▶ EXTRACTED ENTRIES:

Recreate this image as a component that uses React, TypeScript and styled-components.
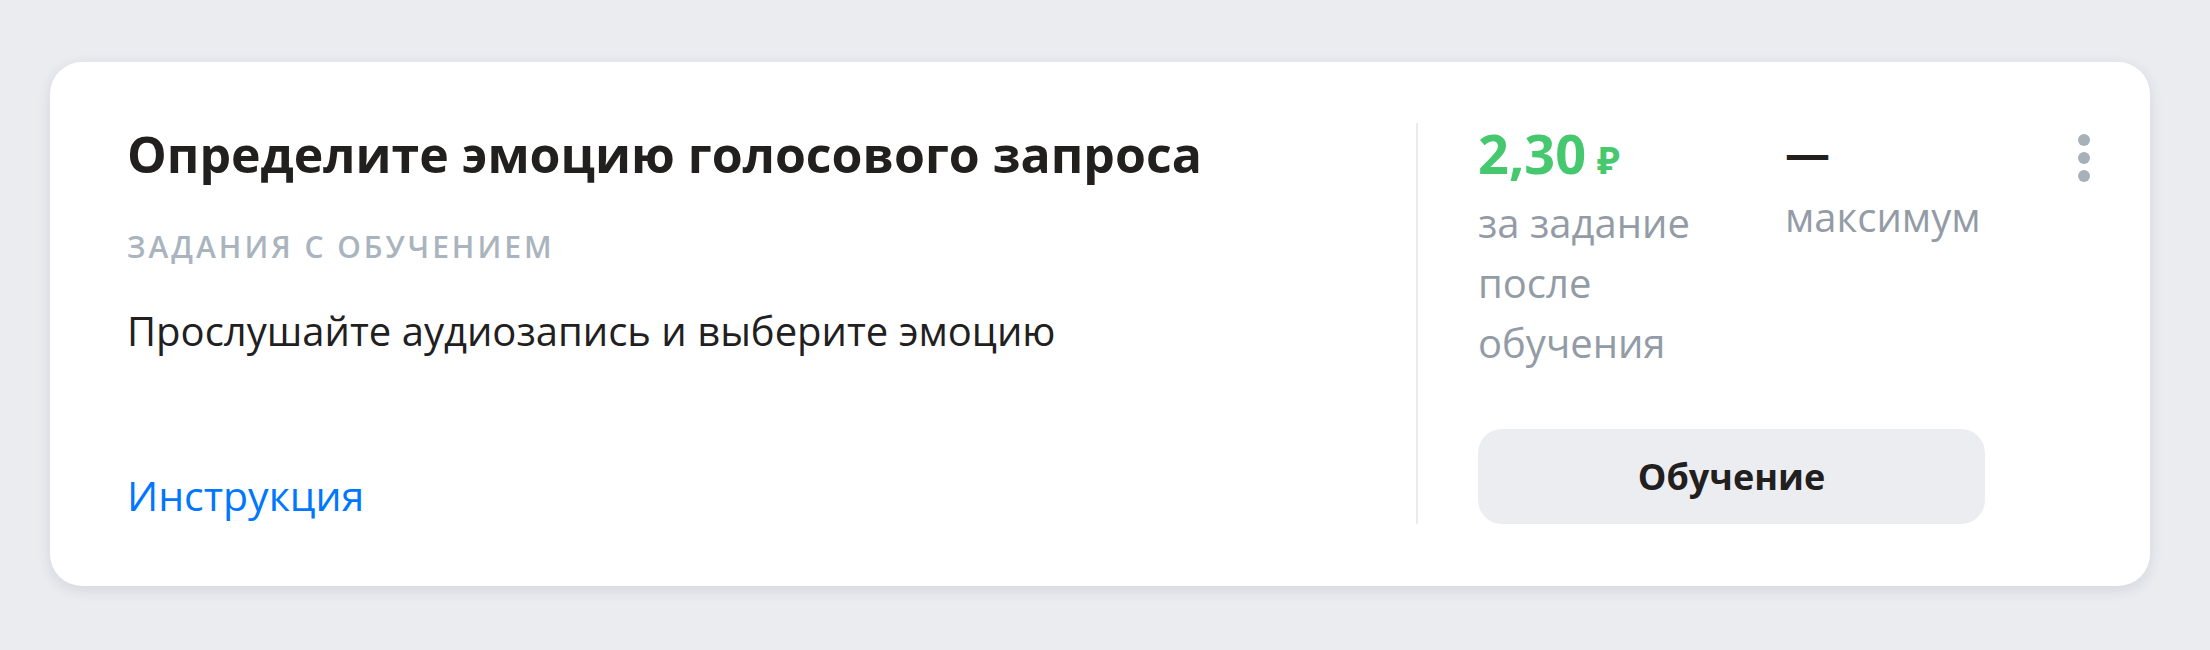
import React from 'react';
import styled, { createGlobalStyle } from 'styled-components';

const colors = {
    page: '#ebecf0',
    text: '#21201f',
    grey: '#939ca6',
    lightGrey: '#aab4be',
    green: '#46c86e',
    blue: '#0077ff',
    divider: '#ebebeb',
    button: '#ecedf1',
};

const GlobalStyle = createGlobalStyle`
    body {
        margin: 0;
        background: ${colors.page};
        font-family: 'Open Sans', 'Noto Sans', 'DejaVu Sans', sans-serif;
        color: ${colors.text};
    }
`;

const Page = styled.div`
    padding: 62px 60px 64px 50px;
`;

const Card = styled.div`
    display: flex;
    background: #fff;
    border-radius: 32px;
    box-shadow: 0 4px 14px rgba(40, 50, 90, 0.12);
    padding: 61px 60px 62px 77px;
    min-height: 401px;
`;

const Info = styled.div`
    flex: 1;
    display: flex;
    flex-direction: column;
`;

const Title = styled.div`
    font-size: 50px;
    font-weight: 700;
    line-height: 62px;
`;

const Kind = styled.div`
    margin-top: 44px;
    font-size: 30px;
    font-weight: 600;
    line-height: 36px;
    letter-spacing: 3px;
    text-transform: uppercase;
    color: ${colors.lightGrey};
`;

const Description = styled.div`
    margin-top: 41px;
    font-size: 40px;
    line-height: 50px;
`;

const Link = styled.a`
    margin-top: auto;
    align-self: flex-start;
    font-size: 41px;
    line-height: 58px;
    color: ${colors.blue};
    text-decoration: none;
`;

const Divider = styled.div`
    width: 2px;
    background: ${colors.divider};
    margin-right: 60px;
`;

const Side = styled.div`
    width: 612px;
    display: flex;
    flex-direction: column;
`;

const Stats = styled.div`
    display: flex;
    align-items: flex-start;
`;

const Stat = styled.div<{ $width?: number }>`
    width: ${(p) => (p.$width ? `${p.$width}px` : 'auto')};
    flex: ${(p) => (p.$width ? 'none' : '1')};
`;

const Value = styled.div<{ $green?: boolean; $size?: number }>`
    font-size: ${(p) => p.$size ?? 54}px;
    font-weight: 700;
    line-height: 60px;
    color: ${(p) => (p.$green ? colors.green : colors.text)};
`;

const Currency = styled.span`
    font-size: 38px;
    margin-left: 11px;
`;

const Caption = styled.div`
    margin-top: 4px;
    width: 250px;
    font-size: 40px;
    line-height: 60px;
    color: ${colors.grey};
`;

const Dots = styled.button`
    display: flex;
    flex-direction: column;
    gap: 6px;
    margin-top: 11px;
    padding: 0;
    border: none;
    background: none;
    cursor: pointer;
`;

const Dot = styled.span`
    width: 12px;
    height: 12px;
    border-radius: 50%;
    background: #a7b1ba;
`;

const Button = styled.button`
    margin-top: auto;
    width: 507px;
    height: 95px;
    border: none;
    border-radius: 24px;
    background: ${colors.button};
    font-family: inherit;
    font-size: 36px;
    font-weight: 700;
    color: ${colors.text};
    cursor: pointer;
`;

export default function App() {
    return (
        <>
            <GlobalStyle />
            <Page>
                <Card>
                    <Info>
                        <Title>Определите эмоцию голосового запроса</Title>
                        <Kind>Задания с обучением</Kind>
                        <Description>Прослушайте аудиозапись и выберите эмоцию</Description>
                        <Link href="#">Инструкция</Link>
                    </Info>
                    <Divider />
                    <Side>
                        <Stats>
                            <Stat $width={307}>
                                <Value $green>
                                    2,30<Currency>₽</Currency>
                                </Value>
                                <Caption>за задание после обучения</Caption>
                            </Stat>
                            <Stat>
                                <Value $size={45}>—</Value>
                                <Caption>максимум</Caption>
                            </Stat>
                            <Dots aria-label="Ещё">
                                <Dot />
                                <Dot />
                                <Dot />
                            </Dots>
                        </Stats>
                        <Button>Обучение</Button>
                    </Side>
                </Card>
            </Page>
        </>
    );
}
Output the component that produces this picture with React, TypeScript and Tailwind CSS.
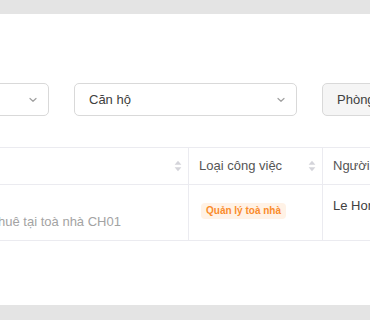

▶ STATED PROBLEM:
Among the records above, find each line holding the string "that" and pull it out.

▶ EXPECTED ANSWER:
Recreate this image as a component that uses React, TypeScript and styled-components.
Output the component that produces this picture with React, TypeScript and Tailwind CSS.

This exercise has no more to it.